Freedom of movement is mostly understood in the context of pensioners moving to warmer climates, migrant workers seeking to establish themselves several countries removed from their own, or as students studying abroad. This perspective, however, offers only a limited understanding of the reality of freedom of movement. A key element in one of the EU’s four pillars is the position of cross-border workers. Such labourers, whether truck drivers or white-collar professionals who commute every day, constitute a vital component to the functioning of border areas, whether along the Pyrenees, the Alps, or the Rhineland. Whilst many of these citizens may travel a shorter distance than many nationals within their own countries, they continuously cross borders. It thus becomes necessary to treat such contiguous transnational territories as what they are: Euroregions.

Solutions are only meaningful in the presence of problems. In the case of border areas, numerous issues arise. Access to pensions and mortgage loans is oftentimes severely curtailed on the basis that a citizen may live in one state but be paid in another. The establishment of joint regional pension schemes or unemployment benefits, which offers more fluidity and freedom of action for its recipient, could greatly improve the quality of life for many. As for young people, acceptance of foreign language documentation, as well as transnational university application processes, would enhance students’ freedom of choice. Such alternatives are conceivable for virtually any sector of public and private life.

To many, this might come across as a purely theoretical and abstract notion. The truth, however, is that it has already been tested. The Nordic countries constitute one of the world’s most integrated regions – if not the most integrated one. Harmonised legislation, implemented through the framework of the Nordic Council, enables its citizens to make the most of what the region has to offer. A success such as the one in question is multi-layered, and is inevitably a decades-long project. It is, however, a feasible one. Large-scale infrastructure investment – such as the Øresund Bridge connecting Copenhagen and Malmö across a strait –, combined with technological consistency, near-identical administrative procedurees (such as police registration or automatic voter registration), produces a seamless transnational zone, rather than resulting in stark contrasts. In some cases, this can be a matter of law and order, with Finnish and Swedish police being able to operate in each other’s border areas in cases where the other country’s police authorities finds itself too far away.

The preservation of cultural and linguistic rights of historic minority groups is yet another worthwhile goal which could be encouraged. Through regional integration, the rights of these Europeans could be reaffirmed without necessitating emigration or significant expenditures by the majority population. Its proper application could alleviate the internal tensions which still exist in many territories, such as the island of Ireland or the Old Hungarian Territories.

So, how would one demarcate these new ‘mini-unions’? Four key criteria ought to be used: a) geography, b) history, c) language, and d) economic interdependence.

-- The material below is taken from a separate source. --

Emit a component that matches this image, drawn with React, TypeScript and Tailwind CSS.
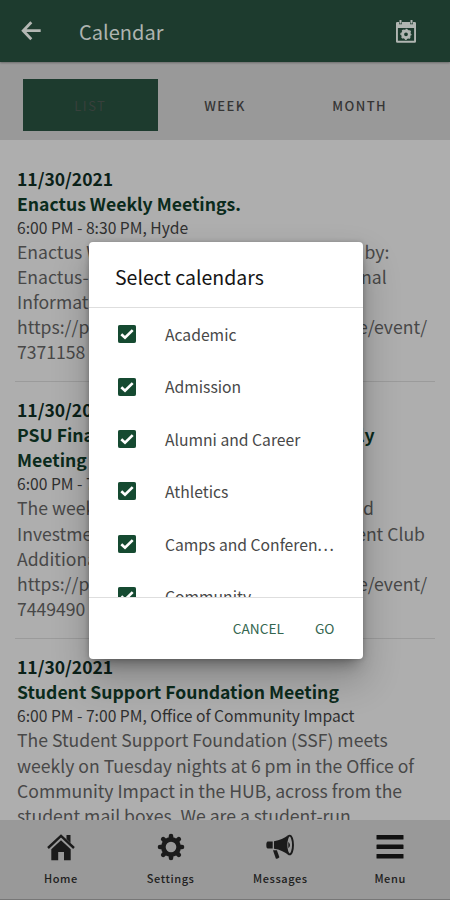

Naturally, these endeavours will need to be contiguous (with the obvious exception of islands and overseas territories) in order for them to have any effective practicability. A shared history often times reflects historical integration and where a potential underlying framework could be expanded upon. Similarly, linguistic relationships, which manifest themselves in the form of joint educational endeavours or common legal practices, makes integration far more feasible without requiring the training of a whole new generation of civil servants. And finally, with the economy acting as a ’glue’ that binds such areas together, as well as reflecting the everyday reality and needs of integration.

Scandinavia, the Benelux countries, the Visegrad group or the Baltic republics – all of the above have the potential to move in said direction. The most important requirements are ambition and political will. It is here, perhaps, that the idea might become less feasible: the creation of ‘mini-unions’ would inevitably reduce the power wielded by the very politicians who ought to promote them, making such integration difficult to envisage.

Yet this is not an insurmountable problem. National leaders and governments must take the initiative, whilst the EU should enable the creation of such complementary mini-unions, allowing them to co-exist within the European project. Without strengthening the former, the latter will inevitably becomes weaker.